Baroness Jay of Paddington

My Lords, I very much agree with the noble Earl's point. It is important that we do everything, particularly at the local level, to encourage women to play a proper role. As the noble Earl may be aware, it is the Government's aim to have 50 per cent of public appointments going to women. For example, in the National Health Service I am pleased to say that we have already reached 49 per cent in terms of appointments to NHS boards—a 10 per cent increase since we took office.

Baroness Platt of Writtle

My Lords, what are the Government doing to encourage women into science, engineering and technology? My noble friend Lord Trefgarne, through the Engineering and Marine Training Authority, runs the insight courses. The previous government set up within the Department of Trade and Industry the Women's Development Unit for Science, Engineering and Technology. The Equal Opportunities Commission, together with the Engineering Council, set up the "Wise Buses", which have helped hundreds of thousands of young girls in schools to have experience of hands-on technology. Those programmes are now coming off the road through lack of money. Fifteen per cent of undergraduates in engineering are now women, but we have a long way to go. If we do not make a greater effort, we shall move backwards. What can the Government do to help?
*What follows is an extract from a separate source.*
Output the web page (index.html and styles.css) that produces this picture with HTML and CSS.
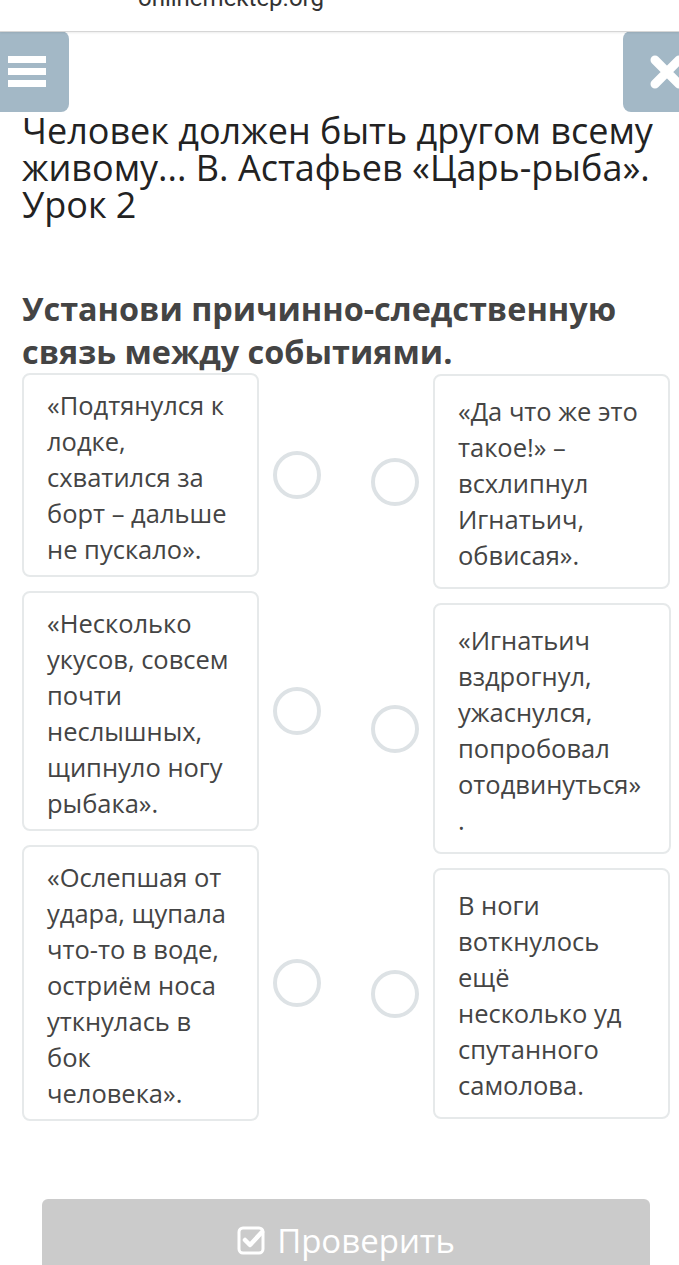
FILE: index.html
```html
<!DOCTYPE html>
<html lang="ru">
<head>
    <meta charset="UTF-8">
    <meta name="viewport" content="width=device-width, initial-scale=1.0">
    <title>Установи причинно-следственную связь</title>
    <link rel="stylesheet" href="styles.css">
</head>
<body>
    <div class="address-bar">
        <span class="address">onlinemektep.org</span>
    </div>

    <div class="toolbar">
        <button class="tool-btn menu-btn" aria-label="Меню">
            <span class="bar"></span>
            <span class="bar"></span>
            <span class="bar"></span>
        </button>
        <button class="tool-btn close-btn" aria-label="Закрыть">
            <svg width="36" height="34" viewBox="0 0 36 34">
                <path d="M6 5 L30 29 M30 5 L6 29" stroke="#fff" stroke-width="9" stroke-linecap="round"/>
            </svg>
        </button>
    </div>

    <div class="content">
        <h1 class="lesson-title">Человек должен быть другом всему живому... В. Астафьев «Царь-рыба». Урок 2</h1>

        <h2 class="task">Установи причинно-следственную связь между событиями.</h2>

        <div class="match">
            <div class="column left">
                <div class="item">
                    <div class="card">«Подтянулся к лодке, схватился за борт – дальше не пускало».</div>
                    <span class="dot"></span>
                </div>
                <div class="item">
                    <div class="card">«Несколько укусов, совсем почти неслышных, щипнуло ногу рыбака».</div>
                    <span class="dot"></span>
                </div>
                <div class="item">
                    <div class="card">«Ослепшая от удара, щупала что-то в воде, остриём носа уткнулась в бок человека».</div>
                    <span class="dot"></span>
                </div>
            </div>

            <div class="column right">
                <div class="item">
                    <span class="dot"></span>
                    <div class="card">«Да что же это такое!» – всхлипнул Игнатьич, обвисая».</div>
                </div>
                <div class="item">
                    <span class="dot"></span>
                    <div class="card">«Игнатьич вздрогнул, ужаснулся, попробовал отодвинуться» .</div>
                </div>
                <div class="item">
                    <span class="dot"></span>
                    <div class="card">В ноги воткнулось ещё несколько уд спутанного самолова.</div>
                </div>
            </div>
        </div>

        <button class="check-btn">
            <svg width="30" height="30" viewBox="0 0 30 30">
                <rect x="2" y="3" width="24" height="25" rx="4" fill="none" stroke="#fff" stroke-width="3"/>
                <path d="M8 15 L13 20 L25 7" fill="none" stroke="#fff" stroke-width="4.5" stroke-linecap="round" stroke-linejoin="round"/>
            </svg>
            Проверить
        </button>
    </div>
</body>
</html>
```

FILE: styles.css
```css
body {
    margin: 0;
    background: #fff;
    font-family: "Open Sans", Arial, sans-serif;
    color: #444;
    overflow: hidden;
}
.address-bar {
    height: 31px;
    overflow: hidden;
    background: #fff;
    border-bottom: 1px solid #d6d6d6;
    box-shadow: 0 1px 2px rgba(0,0,0,0.08);
    position: relative;
    z-index: 2;
}
.address {
    display: block;
    margin-top: -15px;
    padding-left: 138px;
    font-family: Roboto, Arial, sans-serif;
    font-size: 24px;
    line-height: 26px;
    color: #333;
}
.toolbar {
    display: flex;
    justify-content: space-between;
    height: 81px;
    margin-top: -1px;
}
.tool-btn {
    height: 81px;
    border: none;
    background: #a3b8c6;
    padding: 0;
    display: flex;
    flex-direction: column;
    justify-content: center;
}
.menu-btn {
    width: 69px;
    border-radius: 0 8px 8px 0;
    gap: 5px;
    align-items: flex-start;
    padding-left: 8px;
}
.bar {
    display: block;
    width: 38px;
    height: 7px;
    background: #fff;
}
.close-btn {
    width: 56px;
    border-radius: 8px 0 0 8px;
    align-items: flex-start;
    padding-left: 26px;
    overflow: hidden;
}
.content {
    padding: 0 9px 0 22px;
}
.lesson-title {
    margin: 0;
    font-size: 36px;
    line-height: 37px;
    font-weight: 400;
    color: #222;
}
.task {
    margin: 64px 0 0;
    font-size: 32.4px;
    line-height: 43px;
    font-weight: 700;
    color: #444;
}
.match {
    display: flex;
    gap: 50px;
    margin-top: 0;
}
.column {
    display: flex;
    flex-direction: column;
    gap: 14px;
    width: 299px;
}
.right {
    margin-top: 1px;
}
.item {
    display: flex;
    align-items: center;
    gap: 14px;
}
.card {
    width: 238px;
    box-sizing: border-box;
    padding: 12px 27.5px 8px 23px;
    border: 2px solid #e6e9ea;
    border-radius: 8px;
    font-size: 25.5px;
    line-height: 36px;
    color: #444;
}
.right .card {
    padding-top: 17px;
    padding-bottom: 14px;
}
.dot {
    flex: none;
    width: 48px;
    height: 48px;
    box-sizing: border-box;
    border: 4px solid #dde2e5;
    border-radius: 50%;
}
.check-btn {
    display: flex;
    align-items: center;
    justify-content: center;
    gap: 10px;
    width: 608px;
    height: 90px;
    margin: 78px 0 0 20px;
    padding: 0 0 8px;
    border: none;
    border-radius: 6px;
    background: #cbcbcb;
    color: #fff;
    font-family: "Open Sans", Arial, sans-serif;
    font-size: 33px;
}
```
Baroness Jay of Paddington

My Lords, I agree with the noble Baroness about the need to maintain a gender focus in this area. There are particular needs around what one might call the new technology in ICT, e-commerce and those areas where women have not necessarily been the ones who have taken up the opportunities in further education. I know that my colleagues in the Department for Education are looking closely at the development of the curriculum in this field. I have personally been in conversation with Professor Susan Greenfield about ways in which outside organisations, like the one she heads, can be involved in giving a lead in science education.